Once you become aware of what factors may be getting in the way of creating an effect partnership with your co-parent, there are many skills and attitudes you can learn and adopt that will help you successfully get “on the same page” with the people who are involved in caring for and raising your children.
- Set aside a regular time to discuss what has been going on and to plan strategies for the upcoming week.
- If one of you wants to try a new approach, ask your co-parent for support or, at a minimum, non-interference.
- Avoid evading responsibility when a problem arises. Deal with issues as they occur.
- Don’t interfere with a situation the other person is handling.
- After problems have been solved, allow time to talk about the interactions and to give suggestions, praise, support, or constructive criticism.
- Resolve differences of opinion in private, not in front of your children.
When Parenting Partners Disagree
If you can’t agree on an issue, one of you may need to back down temporarily or agree to disagree. Remember that you don’t have to be see eye-to-eye on everything. Each of you can have certain rules which are unique for your relationship with your children; there can be “Mommy’s rules” and “Daddy’s rules.” However, these differences should be on the less important issues. In addition, you can go along with each other on some issues in exchange for support on others.
For example, you may want your middle-schooler to be able to go to his friend’s house on a Friday night; your husband may want him to spend more time at home. In exchange for letting your son go as you would like, you agree to back your husband on his request that your son help with raking leaves on Sunday.
When Children Try to Play Parents against Each Other
If your child seeks your support against his other parent, you can validate your child’s reactions, feelings, and perceptions. Encourage your child to work out the conflict directly with his other parent; you can offer to help him clarify his thoughts and present his feelings. While doing so, remain objective and do not take sides.
However, if you are concerned that your child is being harmed physically or emotionally, intervention may be called for, either in discussions with your spouse or co-parent or with outside resources.
Specific Team Communication Techniques
- Stick to the issue, don’t get side-tracked. Don’t bring up other complaints. Stay in the now and discuss one issue at a time.
- If your partner attacks, blames, or is disrespectful, ask him or her to speak more respectfully. You can refuse to continue a conversation in which you are not being treated with respect.
Use Active Listening. This is an important skill, probably the most important communication skill you can learn.
It is a way of listening that lets the speaker know that you understand what he is saying, accept his perspective, and are not judging him. It does not mean that you necessarily agree with the person but that you are available to hear his thoughts and feelings.
Using Active Listening often reduces defensiveness and goes a long way toward creating a cooperative atmosphere. “I hear that you think I need to be more firm with Ashley when she does not do her chores on time.”
- Use I-Messages when you want to express how you feel about the situation. It is a way to communicate your thoughts and feelings without blaming or attacking the other person. This skill involves remaining calm, clear, and confident.

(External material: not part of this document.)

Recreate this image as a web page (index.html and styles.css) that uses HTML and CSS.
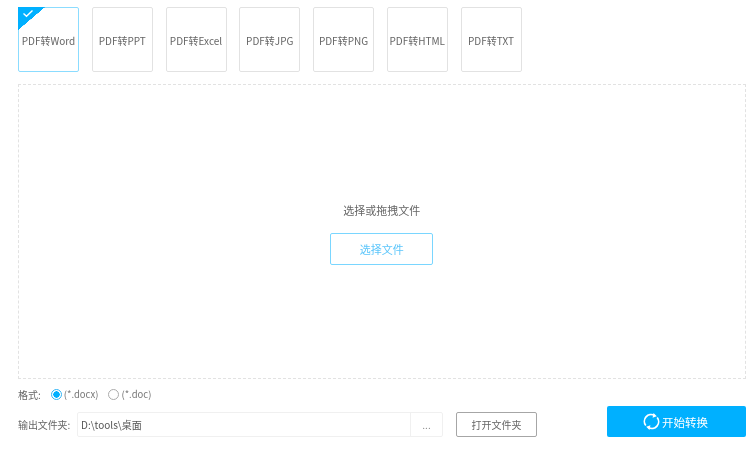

Be assertive, not aggressive. “I am concerned that your punishment was more severe than it had to be to teach Sean to call us when he is not coming home right after school.”
- Choose with broad approaches in mind. Don’t challenge every argument that is presented and don’t argue over details. Instead of mentioning every time your spouse has let your child “off the hook” this past week, you can stay with the big picture: “I’ve noticed that you haven’t been enforcing our house rules or imposing consequences when Nathan doesn’t do what you ask him to. Let’s talk about it.” At that point, you can give specific examples.
- Accept responsibility for your parenting choices. Don’t make excuses for your behavior. Instead of saying: “It wasn’t my fault” or “I was so busy,” or “I don’t have eyes in the back of my head, you know,” you can say: “I might not have been paying as much attention as you think I should have been,” or “You don’t think I was paying enough attention.”
- Accept that you and your partner may have different perspectives on some issues. Don’t take it as a personal affront, as long as the communication is respectful. You both may have valid, just different, perspectives. The goal is to come together and decide how you want to raise your children.
- Focus on solutions, rather than finding someone to blame. Appreciate that there is some legitimate reason for almost every behavior. Instead of saying, “It is your fault that Sam won’t cooperate now,” you can say, “This is not about someone being at fault. The question we need to address is how we are going to handle it.”
- Be assertive, not aggressive. Instead of saying, “If you don’t talk to me about this now, I’m doing it my way, and that is that,” you can say, “I understand that you feel strongly about this. I do too. We need to discuss this in order to work it out.”
- Avoid lecturing. To decrease defensiveness in your partner, stay calm and objective and communicate your reactions in a descriptive, non-judgmental way. For example, instead of saying: “You always over-react to things” you can say, “When Charlie didn’t clear the table, you seemed to get very upset and angry.”
- It is important to talk with your partner directly, not through your children; avoid using them as a middleman. This is good modeling for your children; they will learn to be direct in their communications with people and they will learn the fine arts of negotiation and compromise. It will help reduce opportunities for your children to manipulate you by playing one of you against the other, and will eliminate their need to take on inappropriate responsibility as a mediator.
- When you receive a negative general statement, ask for more clarification and specifics. For example, if your partner says: “You don’t spend enough time with the children,” you can ask: “What do I do that makes you think that?” or “How long have you noticed this?”
Team Parent Conversation Starters
The following ideas can be used as a starting point for a general conversation with your partner about intentionally and deliberately creating a partnership as you raise your children.
Explore each of your families of origin, how each of you were raised, and how that effects your current parenting.
Describe what you think each of you does well in parenting and areas where each of you can grow.
Talk about how you each can support one another to do the best job you can in raising your children.
Discuss together the traits you each value in your children, talking about differences as well as traits you agree on. Awareness of this can help you get on the same page with your partner about your goals for your children. Following is a list of traits that you and your co-parent can consider – how important to each of you is it that your children exhibit them?
|Active||Helpful to others|
|Assertive, speaks up for self||Independent, self-reliant|
|Cheerful||Passive, not aggressive|
|Coordinated||Polite, well, mannered|
|Creative||Popular with peers|
|Flexible||Sensitive to others’ feelings|
As you discuss all these issues, you can practice the healthy team communication guidelines mentioned above.